When I was younger, I resented my parents. I resented them for the way they raised me, for the stress and anxiety they’ve caused me. I’ve forgiven them, now, but it’s a shame, all that time I wasted being afraid of them. We’re on better terms these days, although I still wouldn’t say my relationship with my parents is “great”. It’s decent. It’s frustrating. They are stuck in their beliefs, and I am stuck in mine. I don’t really need them as part of my support group: I’ve got wonderful friends, and I’ve got a partner who accepts me just the way I am. I’ve learned there’s no use trying to change people who don’t see a problem with their ways. I’ve learned you won’t always be liked or accepted, and I’m still coming to terms with that, but I like and accept myself now, at least, and that’s something.

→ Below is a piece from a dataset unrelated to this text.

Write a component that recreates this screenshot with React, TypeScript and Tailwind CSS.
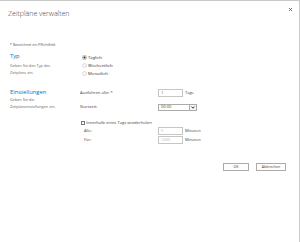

I just want to take this one last moment to say that it doesn’t matter what you look like or how you were born. What matters is how you feel on the inside, and you should pursue that, despite what people think. It’s easier said than done, I know that. It’s hard to be yourself in a world that’s always trying to make you into somebody else. I wish you took more pride in how you looked, my mother would say, I want my daughter to dress up. (News flash, mom, I’m not your daughter, not all the time, anyway). It’s hard to explain to people who aren’t willing to understand. Your identity is yours, not anyone else’s. Your sexuality is not a phase, or a gimmick for attention, or a disgrace. You’re valid.
That’s all I wanted to say for today. Stay true, everybody.